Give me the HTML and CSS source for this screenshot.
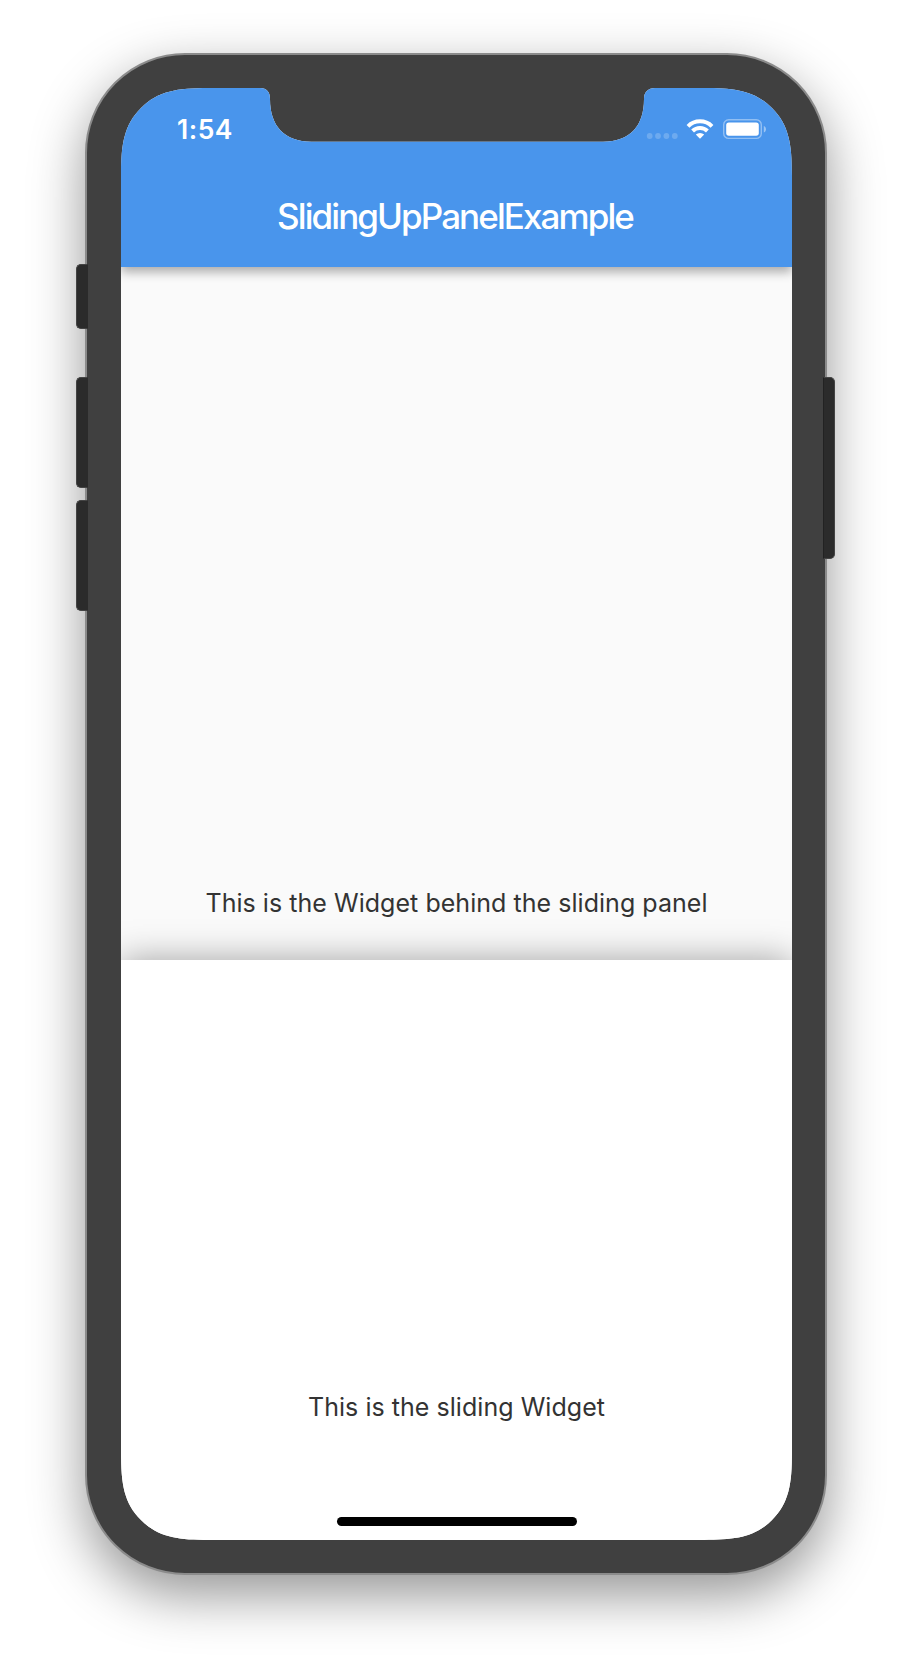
FILE: index.html
```html
<!DOCTYPE html>
<html lang="en">
<head>
<meta charset="utf-8">
<title>SlidingUpPanelExample</title>
<link rel="stylesheet" href="styles.css">
</head>
<body>
<div class="phone">
  <span class="button mute"></span>
  <span class="button volume-up"></span>
  <span class="button volume-down"></span>
  <span class="button power"></span>
  <div class="screen">
    <header class="app-bar">
      <div class="status">
        <span class="clock">1:54</span>
        <svg class="indicators" width="120" height="24" viewBox="0 0 120 24">
          <g fill="#fff" fill-opacity=".2">
            <circle cx="3.7" cy="19" r="2.9"/><circle cx="12" cy="19" r="2.9"/><circle cx="20.4" cy="19" r="2.9"/><circle cx="28.8" cy="19" r="2.9"/>
          </g>
          <g fill="none" stroke="#fff" stroke-width="4">
            <path d="M42 9.3A17 17 0 0 1 66 9.3"/>
            <path d="M46.6 14A10.6 10.6 0 0 1 61.4 14"/>
          </g>
          <path d="M54 21.8L49.8 17.6A6 6 0 0 1 58.2 17.6Z" fill="#fff"/>
          <rect x="77.7" y="2.8" width="37.6" height="18.6" rx="5" fill="none" stroke="#fff" stroke-opacity=".4" stroke-width="1.4"/>
          <rect x="80.2" y="5.5" width="32.6" height="13.2" rx="2.6" fill="#fff"/>
          <path d="M117.8 9C120.7 10 120.7 14.6 117.8 15.6Z" fill="#fff" fill-opacity=".45"/>
        </svg>
      </div>
      <h1 class="title">SlidingUpPanelExample</h1>
    </header>
    <main class="behind"><p class="label">This is the Widget behind the sliding panel</p></main>
    <section class="panel">
      <p class="label">This is the sliding Widget</p>
      <div class="home-indicator"></div>
    </section>
  </div>
</div>
</body>
</html>
```
FILE: styles.css
```css
* { box-sizing: border-box; }

body {
  margin: 0;
  height: 1660px;
  padding: 53px 85px 85px;
  background: #fff;
  font-family: Inter, "Liberation Sans", sans-serif;
  overflow: hidden;
}

.phone {
  position: relative;
  width: 742px;
  height: 1522px;
  padding: 33px 33px 33px 34px;
  border: 2px solid #8b8b8b;
  border-radius: 100px;
  background: #404040;
  box-shadow: 0 20px 54px rgba(0, 0, 0, .42);
}

.button {
  position: absolute;
  left: -11px;
  width: 12px;
  border: 1px solid #444;
  border-right-color: #2b2b2b;
  border-radius: 5px 0 0 5px;
  background: #2b2b2b;
}
.mute { top: 209px; height: 65px; }
.volume-up { top: 322px; height: 111px; }
.volume-down { top: 445px; height: 111px; }
.power {
  top: 322px;
  left: 736px;
  height: 182px;
  border-color: #444;
  border-left-color: #222;
  border-radius: 0 5px 5px 0;
}

/* Rounded display with the sensor cut-out along its top edge */
.screen {
  display: flex;
  flex-direction: column;
  width: 671px;
  height: 1452px;
  background: #fafafa;
  clip-path: path("M0 88C0 56 3 37 20 20C37 3 56 0 88 0H139C146 0 149 4 149 11C149 38 163.5 53.7 190.5 53.7H482C509 53.7 523 38 523 11C523 4 527 0 534 0H583C615 0 634 3 651 20C668 37 671 56 671 88V1364C671 1396 668 1415 651 1432C634 1449 615 1452 583 1452H88C56 1452 37 1449 20 1432C3 1415 0 1396 0 1364Z");
}

.app-bar {
  flex: none;
  height: 179px;
  z-index: 1;
  padding-top: 29px;
  background: #4995ec;
  color: #fff;
  box-shadow: 0 5px 10px rgba(0, 0, 0, .32);
}

.status {
  display: flex;
  justify-content: space-between;
  height: 24px;
  padding: 0 26px 0 56px;
}

.clock {
  font-size: 26.5px;
  line-height: 24px;
  font-weight: 600;
  letter-spacing: .5px;
}

.title {
  margin: 53px 3px 0 0;
  font-size: 35px;
  line-height: 44px;
  font-weight: 500;
  letter-spacing: -1.92px;
  text-align: center;
  white-space: nowrap;
}

.behind {
  display: flex;
  flex: 1;
  flex-direction: column;
  justify-content: flex-end;
  padding-bottom: 41px;
}

.label {
  margin: 0;
  color: #333;
  font-size: 25px;
  line-height: 32px;
  letter-spacing: .04px;
  text-align: center;
  white-space: nowrap;
}

.panel {
  display: flex;
  flex: none;
  flex-direction: column;
  align-items: center;
  justify-content: flex-end;
  height: 580px;
  padding-bottom: 14px;
  background: #fff;
  box-shadow: 0 0 34px rgba(0, 0, 0, .36);
}

.home-indicator {
  width: 240px;
  height: 9px;
  margin-top: 94px;
  border-radius: 5px;
  background: #000;
}
```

########################################

Make an exact reproduction of the listing above, without any pictures.

Give me the HTML and CSS source for this screenshot.
FILE: index.html
```html
<!DOCTYPE html>
<html lang="en">
<head>
<meta charset="utf-8">
<title>SlidingUpPanelExample</title>
<link rel="stylesheet" href="styles.css">
</head>
<body>
<div class="phone">
  <span class="button mute"></span>
  <span class="button volume-up"></span>
  <span class="button volume-down"></span>
  <span class="button power"></span>
  <div class="screen">
    <header class="app-bar">
      <div class="status">
        <span class="clock">1:54</span>
        <svg class="indicators" width="120" height="24" viewBox="0 0 120 24">
          <g fill="#fff" fill-opacity=".2">
            <circle cx="3.7" cy="19" r="2.9"/><circle cx="12" cy="19" r="2.9"/><circle cx="20.4" cy="19" r="2.9"/><circle cx="28.8" cy="19" r="2.9"/>
          </g>
          <g fill="none" stroke="#fff" stroke-width="4">
            <path d="M42 9.3A17 17 0 0 1 66 9.3"/>
            <path d="M46.6 14A10.6 10.6 0 0 1 61.4 14"/>
          </g>
          <path d="M54 21.8L49.8 17.6A6 6 0 0 1 58.2 17.6Z" fill="#fff"/>
          <rect x="77.7" y="2.8" width="37.6" height="18.6" rx="5" fill="none" stroke="#fff" stroke-opacity=".4" stroke-width="1.4"/>
          <rect x="80.2" y="5.5" width="32.6" height="13.2" rx="2.6" fill="#fff"/>
          <path d="M117.8 9C120.7 10 120.7 14.6 117.8 15.6Z" fill="#fff" fill-opacity=".45"/>
        </svg>
      </div>
      <h1 class="title">SlidingUpPanelExample</h1>
    </header>
    <main class="behind"><p class="label">This is the Widget behind the sliding panel</p></main>
    <section class="panel">
      <p class="label">This is the sliding Widget</p>
      <div class="home-indicator"></div>
    </section>
  </div>
</div>
</body>
</html>
```
FILE: styles.css
```css
* { box-sizing: border-box; }

body {
  margin: 0;
  height: 1660px;
  padding: 53px 85px 85px;
  background: #fff;
  font-family: Inter, "Liberation Sans", sans-serif;
  overflow: hidden;
}

.phone {
  position: relative;
  width: 742px;
  height: 1522px;
  padding: 33px 33px 33px 34px;
  border: 2px solid #8b8b8b;
  border-radius: 100px;
  background: #404040;
  box-shadow: 0 20px 54px rgba(0, 0, 0, .42);
}

.button {
  position: absolute;
  left: -11px;
  width: 12px;
  border: 1px solid #444;
  border-right-color: #2b2b2b;
  border-radius: 5px 0 0 5px;
  background: #2b2b2b;
}
.mute { top: 209px; height: 65px; }
.volume-up { top: 322px; height: 111px; }
.volume-down { top: 445px; height: 111px; }
.power {
  top: 322px;
  left: 736px;
  height: 182px;
  border-color: #444;
  border-left-color: #222;
  border-radius: 0 5px 5px 0;
}

/* Rounded display with the sensor cut-out along its top edge */
.screen {
  display: flex;
  flex-direction: column;
  width: 671px;
  height: 1452px;
  background: #fafafa;
  clip-path: path("M0 88C0 56 3 37 20 20C37 3 56 0 88 0H139C146 0 149 4 149 11C149 38 163.5 53.7 190.5 53.7H482C509 53.7 523 38 523 11C523 4 527 0 534 0H583C615 0 634 3 651 20C668 37 671 56 671 88V1364C671 1396 668 1415 651 1432C634 1449 615 1452 583 1452H88C56 1452 37 1449 20 1432C3 1415 0 1396 0 1364Z");
}

.app-bar {
  flex: none;
  height: 179px;
  z-index: 1;
  padding-top: 29px;
  background: #4995ec;
  color: #fff;
  box-shadow: 0 5px 10px rgba(0, 0, 0, .32);
}

.status {
  display: flex;
  justify-content: space-between;
  height: 24px;
  padding: 0 26px 0 56px;
}

.clock {
  font-size: 26.5px;
  line-height: 24px;
  font-weight: 600;
  letter-spacing: .5px;
}

.title {
  margin: 53px 3px 0 0;
  font-size: 35px;
  line-height: 44px;
  font-weight: 500;
  letter-spacing: -1.92px;
  text-align: center;
  white-space: nowrap;
}

.behind {
  display: flex;
  flex: 1;
  flex-direction: column;
  justify-content: flex-end;
  padding-bottom: 41px;
}

.label {
  margin: 0;
  color: #333;
  font-size: 25px;
  line-height: 32px;
  letter-spacing: .04px;
  text-align: center;
  white-space: nowrap;
}

.panel {
  display: flex;
  flex: none;
  flex-direction: column;
  align-items: center;
  justify-content: flex-end;
  height: 580px;
  padding-bottom: 14px;
  background: #fff;
  box-shadow: 0 0 34px rgba(0, 0, 0, .36);
}

.home-indicator {
  width: 240px;
  height: 9px;
  margin-top: 94px;
  border-radius: 5px;
  background: #000;
}
```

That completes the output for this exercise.